Fear of failure. Fear of disappointment. We know them well. They can keep us from making important changes, from standing up for ourselves and others, from pursuing work/travel/hobbies that really speak to us. But Mark Nepo offers a wise way to meet the fears of "not getting what we want" in his beautiful book Seven Thousand Ways to Listen:
We are taught early on that to have ambition and to work toward it is how we contribute to the world and move ahead. In and of itself, this is true. But along the way, we often incubate a self-centeredness that breeds like bacteria in the dark corners of our psyches and something else happens. We begin to associate getting what we want with success and not getting what we want with failure. We begin to expect that we can will things to happen, that we have some right to control events. We are deemed skillful if we can steer people without their knowledge. Soon we wake with a sense of entitlement: that we have a right to have things go our way; a right to get what we want; a right to steer people and events toward our will.

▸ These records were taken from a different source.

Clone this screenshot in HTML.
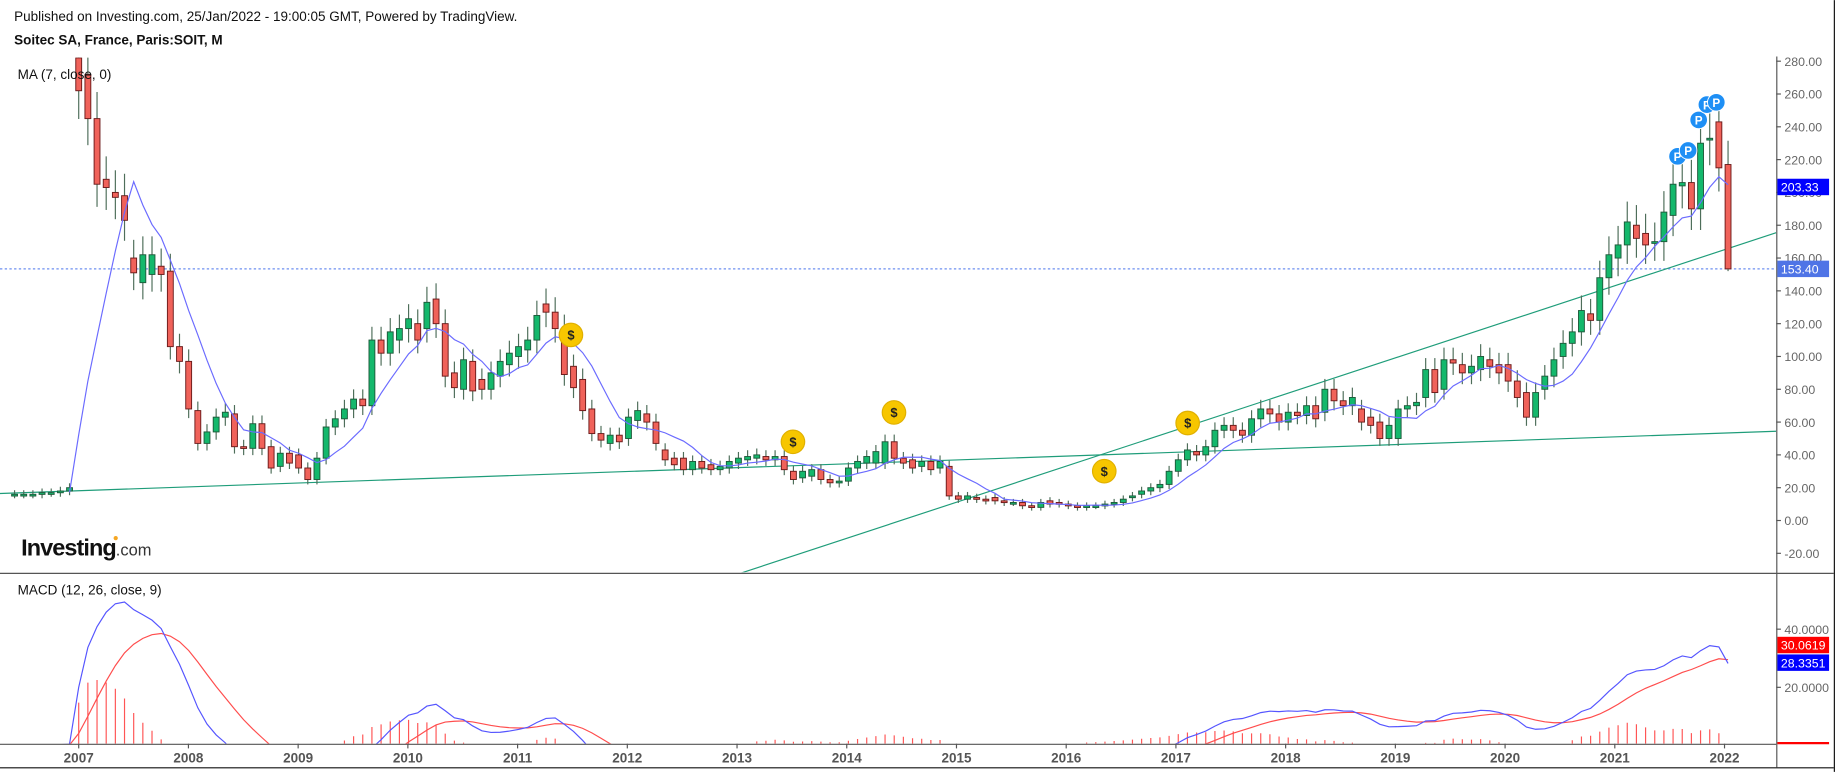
<!DOCTYPE html>
<html><head><meta charset="utf-8"><style>
html,body{margin:0;padding:0;background:#fff;overflow:hidden}
svg{display:block;font-family:"Liberation Sans",Arial,sans-serif}
</style></head><body>
<svg id="s" width="1842" height="772" viewBox="0 0 1568 657" xmlns="http://www.w3.org/2000/svg">
<defs>
<clipPath id="cp"><rect x="0" y="49" width="1512" height="438"/></clipPath>
<clipPath id="cm"><rect x="0" y="490" width="1512" height="143"/></clipPath>
</defs>
<rect width="1568" height="657" fill="#fff"/>
<text x="12" y="18" font-size="11.5" fill="#111">Published on Investing.com, 25/Jan/2022 - 19:00:05 GMT, Powered by TradingView.</text>
<text x="12" y="38" font-size="11.5" font-weight="bold" fill="#111">Soitec SA, France, Paris:SOIT, M</text>
<g id="price" clip-path="url(#cp)"></g>
<g id="macd" clip-path="url(#cm)"></g>
<text x="15" y="67" font-size="11.5" fill="#111">MA (7, close, 0)</text>
<text x="15" y="506" font-size="11.5" fill="#111">MACD (12, 26, close, 9)</text>
<text x="18" y="473" font-size="20" font-weight="bold" fill="#111" letter-spacing="-0.8">Investing<tspan font-size="14" font-weight="normal" fill="#333" letter-spacing="0">.com</tspan></text>
<circle cx="98.5" cy="458" r="1.8" fill="#f5a623"/>
<line x1="0" y1="488" x2="1561" y2="488" stroke="#555" stroke-width="1"/>
<line x1="0" y1="633.5" x2="1512" y2="633.5" stroke="#555" stroke-width="1"/>
<line x1="1512.5" y1="48" x2="1512.5" y2="653" stroke="#555" stroke-width="1"/>
<line x1="1561.5" y1="0" x2="1561.5" y2="657" stroke="#111" stroke-width="1"/>
<line x1="0" y1="653.5" x2="1561" y2="653.5" stroke="#111" stroke-width="1"/>
<g id="axis" font-size="10.5" fill="#666"></g>
</svg>
<script>
var NS="http://www.w3.org/2000/svg";
function el(p,t,a,txt){var e=document.createElementNS(NS,t);for(var k in a)e.setAttribute(k,a[k]);if(txt!=null)e.textContent=txt;p.appendChild(e);return e;}
var P=document.getElementById('price'),M=document.getElementById('macd'),A=document.getElementById('axis');
function py(v){return 443-v*1.3964;}
function my(v){return 634.5-v*2.475;}
var d=[[16,16],[16,16],[16,16],[16,17],[17,17],[17,18],[18,20],
[282,262],[272,245],[245,205],[208,203],[200,197],[198,183],[160,151],[145,162],[150,162],[155,150],[152,106],[106,97],
[97,68],[67,47],[47,54],[54,63],[63,66],[65,45],[45,44],[44,59],[59,44],[45,32],[33,41],[41,35],
[40,32],[32,25],[25,38],[38,57],[57,62],[62,68],[68,74],[74,70],[70,110],[110,102],[102,115],[110,117],
[117,123],[120,110],[117,133],[135,120],[120,88],[90,81],[80,98],[97,79],[86,80],[80,90],[88,97],[95,102],
[100,106],[104,110],[110,125],[132,127],[127,117],[117,89],[94,81],[86,67],[68,53],[53,49],[47,52],[52,48],
[50,63],[61,67],[65,60],[60,47],[43,37],[38,34],[38,31],[31,36],[36,32],[34,31],[31,33],[32,36],
[35,38],[37,39],[38,40],[39,37],[37,39],[39,31],[30,25],[26,30],[27,31],[31,25],[25,23],[23,24],
[24,32],[32,36],[35,39],[35,42],[35,48],[48,38],[38,35],[37,32],[33,36],[36,31],[32,36],[33,15],
[15,13],[13,15],[14,13],[13,12],[14,12],[12,11],[11,11],[11,9],[9,8],[8,11],[12,10],[11,10],
[10,9],[9,8],[8,9],[9,9],[9,10],[10,11],[11,13],[14,15],[16,18],[18,20],[20,22],[22,30],
[30,37],[37,43],[42,40],[40,45],[45,55],[55,58],[58,55],[55,52],[52,62],[62,68],[68,65],[65,60],
[60,66],[66,64],[64,70],[70,62],[66,80],[80,73],[73,70],[70,75],[68,60],[63,58],[60,50],[50,58],
[50,68],[68,70],[70,72],[75,92],[92,78],[80,98],[98,96],[95,90],[90,94],[92,100],[98,94],[95,90],
[95,85],[85,75],[78,63],[63,78],[80,88],[88,98],[100,108],[108,115],[115,128],[126,122],[122,148],[148,162],
[160,168],[168,182],[180,172],[175,168],[170,170],[170,188],[186,205],[204,206],[206,190],[190,230],[232,233],[243,215],
[217,153.4]];
function X(m){return 67+(m-7)*7.8;}
for(var v=280;v>=-20;v-=20){var y=py(v);el(A,'line',{x1:1512,y1:y,x2:1516,y2:y,stroke:'#555'});el(A,'text',{x:1519,y:y+4},v.toFixed(2));}
[[40,'40.0000'],[20,'20.0000']].forEach(function(t){var y=my(t[0]);el(A,'line',{x1:1512,y1:y,x2:1516,y2:y,stroke:'#555'});el(A,'text',{x:1519,y:y+4},t[1]);});
for(var yr=2007;yr<=2022;yr++){var x=67+(yr-2007)*93.4;el(A,'line',{x1:x,y1:633,x2:x,y2:637,stroke:'#555'});el(A,'text',{x:x,y:649,'text-anchor':'middle','font-weight':'bold',fill:'#555','font-size':'11.5'},String(yr));}
el(P,'line',{x1:0,y1:py(153.4),x2:1512,y2:py(153.4),stroke:'#6d8ff0','stroke-dasharray':'2,2'});
el(P,'line',{x1:0,y1:420,x2:1512,y2:367,stroke:'#1f9d7a'});
el(P,'line',{x1:630,y1:488,x2:1512,y2:198,stroke:'#1f9d7a'});
for(var i=0;i<d.length;i++){var o=d[i][0],c=d[i][1],x=X(i);var hi=Math.max(o,c),lo=Math.min(o,c);var h=hi+hi*0.06+1.5,l=lo-lo*0.06-1.5;
if(i==7)h=290;if(i==187)l=152;
el(P,'line',{x1:x,y1:py(h),x2:x,y2:py(l),stroke:'#4e6e5a'});
var up=c>=o;var t=py(hi),b=py(lo);if(b-t<1.5){b=t+1.5;}
el(P,'rect',{x:x-2.5,y:t,width:5,height:b-t,fill:up?'#14b86c':'#f0625a',stroke:up?'#1d5a3a':'#6b1a1a','stroke-width':0.8});}
var cl=d.map(function(a){return a[1];});var pts=[];
for(var i=6;i<cl.length;i++){var s=0;for(var j=i-6;j<=i;j++)s+=cl[j];pts.push(X(i)+','+py(s/7));}
el(P,'polyline',{points:pts.join(' '),fill:'none',stroke:'#6b6bff','stroke-width':1});
[[486,285],[675,376],[761,351],[940,401],[1011,360]].forEach(function(p){el(P,'circle',{cx:p[0],cy:p[1],r:10,fill:'#f7c600',stroke:'#e0b000'});el(P,'text',{x:p[0],y:p[1]+4,'text-anchor':'middle','font-size':11,'font-weight':'bold',fill:'#222'},'$');});
[[1428,133],[1437,128],[1446,102],[1453,89],[1461,87]].forEach(function(p){el(P,'circle',{cx:p[0],cy:p[1],r:7.5,fill:'#1e8ff5',stroke:'#fff','stroke-width':0.8});el(P,'text',{x:p[0],y:p[1]+4,'text-anchor':'middle','font-size':10,'font-weight':'bold',fill:'#fff'},'P');});
function ema(a,n){var k=2/(n+1),r=[a[0]];for(var i=1;i<a.length;i++)r.push(a[i]*k+r[i-1]*(1-k));return r;}
var e12=ema(cl,12),e26=ema(cl,26),mac=e12.map(function(v,i){return v-e26[i];}),sig=ema(mac,9);
var mp=[],sp=[];
for(var i=0;i<cl.length;i++){mp.push(X(i)+','+my(mac[i]));sp.push(X(i)+','+my(sig[i]));var hh=mac[i]-sig[i];if(hh>0.3)el(M,'line',{x1:X(i),y1:633,x2:X(i),y2:Math.max(491,633-hh*2.2),stroke:'#ff5555','stroke-width':1});}
el(M,'polyline',{points:sp.join(' '),fill:'none',stroke:'#ff4d4d','stroke-width':1});
el(M,'polyline',{points:mp.join(' '),fill:'none',stroke:'#5555ff','stroke-width':1});
function box(y,col,txt){el(A,'rect',{x:1513,y:y-7,width:44,height:14,fill:col});el(A,'text',{x:1516,y:y+4,fill:'#fff','font-size':10.5},txt);}
box(py(203.33),'#0000ff','203.33');
box(py(153.4),'#4f74e6','153.40');
box(549,'#ff0000','30.0619');
box(564,'#0000ff','28.3351');
el(A,'line',{x1:1513,y1:632.5,x2:1557,y2:632.5,stroke:'#ff0000','stroke-width':2});
</script>
</body></html>
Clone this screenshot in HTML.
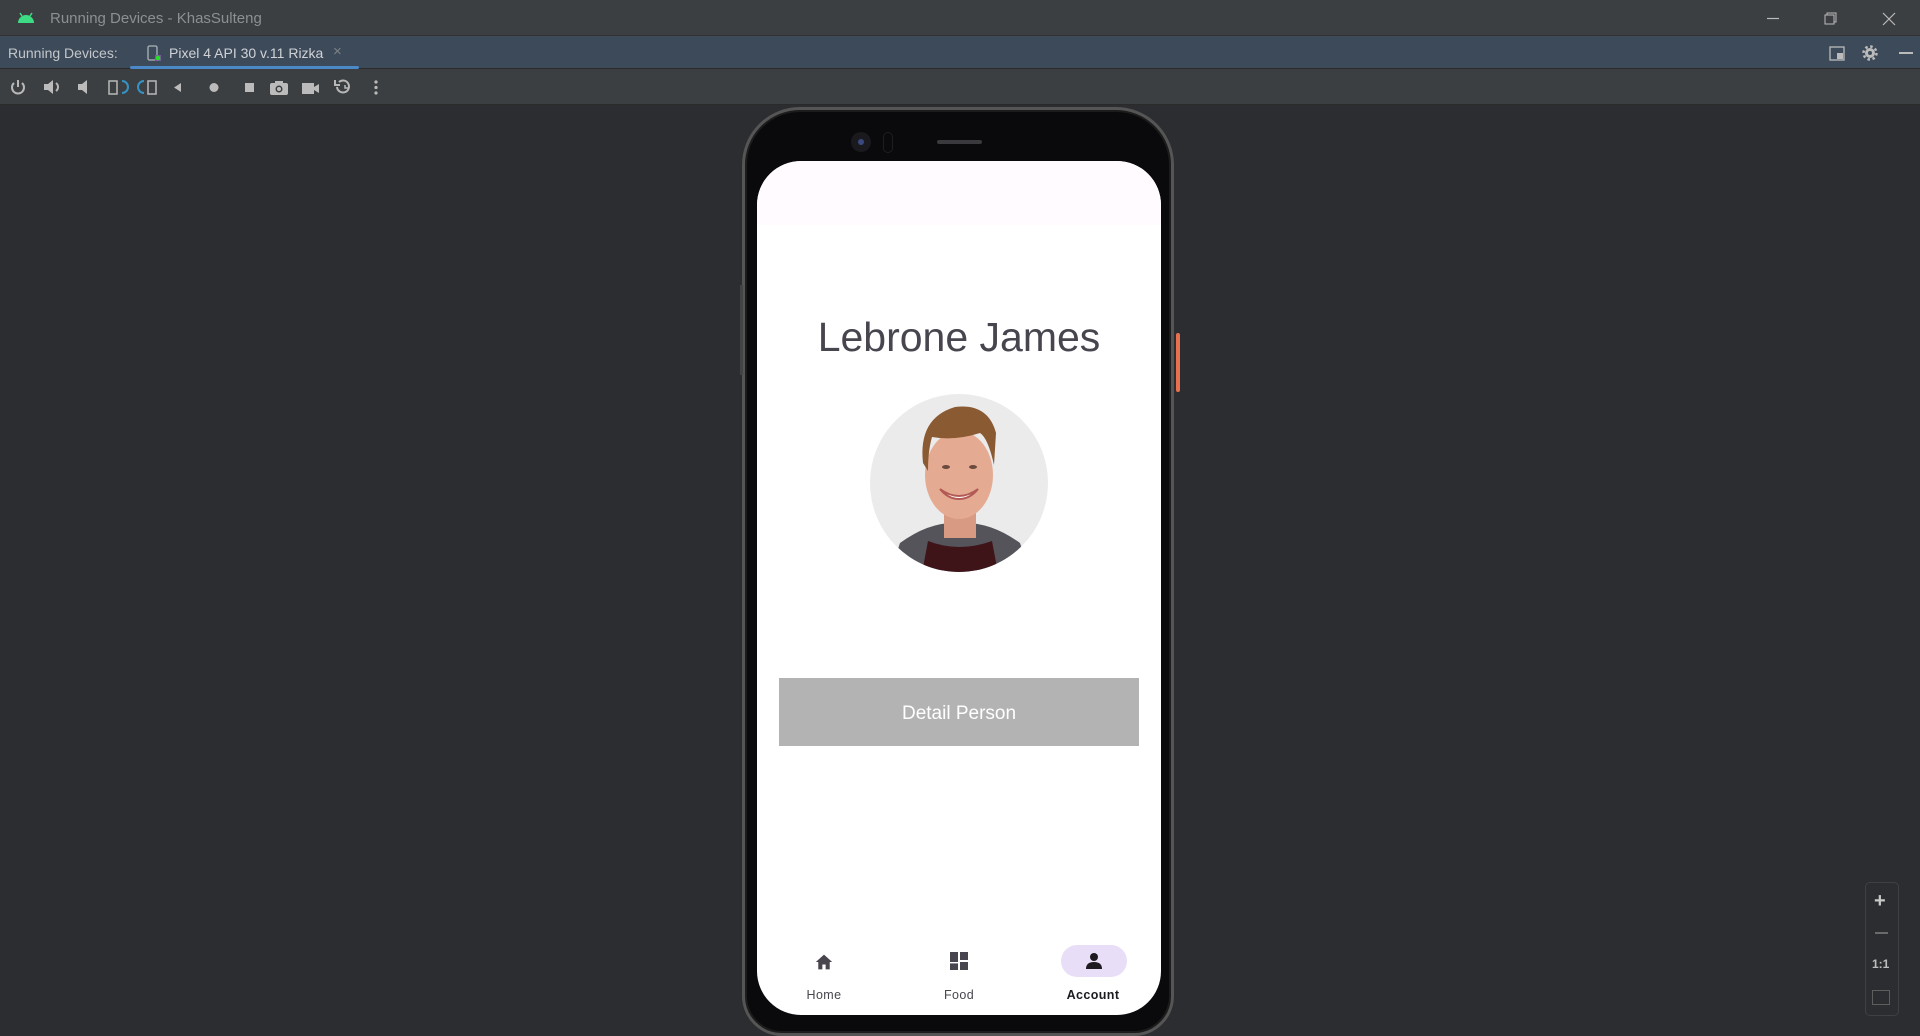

Of course, life has other things to say about all this. Sooner or later, everyone will face not getting what they want. How we respond to this unavoidable moment determines how much peace or agitation we will have in our lives. This is the moment that opens all others, for our acceptance of things as they are and not as we would have them allows us to find our place in the stream of life. Free of our entitlements, we can discover that we are small fish in the stream and go about our business of finding the current.
This deeper chance to shed our willfulness does not preclude our sadness and disappointment that things aren't going the way we had imagined. But when we stay angry and resentful at how life unfolds beyond our will, we refuse the gifts of being a humble part in the inscrutable Whole. (...)
When we can stop blaming others or nature or God for not getting what we want and be honest about what this inevitable rearrangement does to us, then humility and compassion are possible. (...)
Eventually we are asked to undo the story we have been told about life - or the story we have told ourselves - so we might drop freshly into life. For under all of our attempts to script our lives, life itself cannot be scripted.
This passage brought two important things to light for me:
- I have, in fact, spent most of my life believing that I could will things to happen. It sounds ridiculous and laughable when I put that down on paper, but it's true. The acknowledgment and release of that belief is nothing short of liberating. I can hold myself responsible for my actions, but that is where my responsibility ends. Life involves multiple parties, and after I do my part, I've got to let the rest go.
- I believed that life could be scripted. Theoretically I understood that things could change in an instant - that I could lose someone I loved, that I could fall ill. Nevertheless, I harbored a misguided belief that if I lived my life in a certain manner, I had a right to a particular kind of life - a scripted life.
And I don't think I'm alone.
We often experience failure as a form of punishment - as if we should have been able to secure our desired outcome if only we had done X,Y, and Z. But when outcomes involve others' cooperation (individuals or organizations), it's important to understand what lies outside of our sphere of influence. And surrender.